What has all this to do with capabilities? Access to the virtual snapshot is via a capability.

The Keykos VCSK segment can be used to provide this service. X could pass the factory of snapshots to Y who could verify that it was such a factory and request a snapshot.

VCSK lacks the logic and coordination to recover pages no longer used. The authority necessary for this coordination defeats VCSK’s confinement properties that its original users required.

These ideas are natural when you view the memory map as capability hardware.

These ideas do not solve the concurrent data base update problem; there is no general melding of descendent segments combining the modifications. By faulting reads as well as writes it would be possible to detect read sets and write sets of the respective clients and sometimes deduce that neither actor affected the other, so as to allow a meld, but those tricks have been tried elsewhere and I do not know the results.

COW logic puts a membrane of sorts between the program and part of its memory. ‘Membrane’ here is in the sense used by the capability community. Sometimes the state of a data base is represented in mutable things that are not memory pages, such as the objects that the system defines. If these are reliably duplicatable like pages, then the same sort of membrane can be extended to include those in the data base state.

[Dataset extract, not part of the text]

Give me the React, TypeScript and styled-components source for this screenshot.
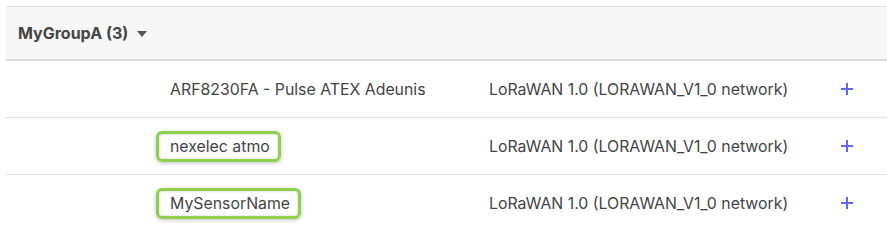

Alas these ideas are not conformable with these and I think that both are important!

Some details
Sample C code demonstrating RAM snapshots via the fork kernel call which provides circumstantial evidence that the children get their own access to the malloc data.

These folk already had a similar idea.
A similar ploy for OCaml


Here is a very similar plan serving the same general class of problems and involving similar low level hackery. Suppose that the command to produce a virtual snapshot actually severed the segment from the producer’s address space, conceptually zeroing those addresses at which the segment had resided. A capability to the severed segment could be sent elsewhere in a message where it could be inserted into another (or same) address space at an address of the recipient’s choosing. If the sender needs the data from the sent segment, perhaps to send a similar snapshot in another message, then some of the real cost of the copy must be paid, depending on in how many pages the snapshots differ. If the recipients need to modify the received segments the same costs apply. This is especially easy in Keykos and the data of the segment may remain unmoved in cache or DRAM and even the page tables for 64Kb segments would remain untouched. Making it manifest to the recipient that he has unique access to the segment is also possible.

I suspect that these two plans can be unified. Both these plans have interactions with memory ownership and space responsibility—even in Keykos.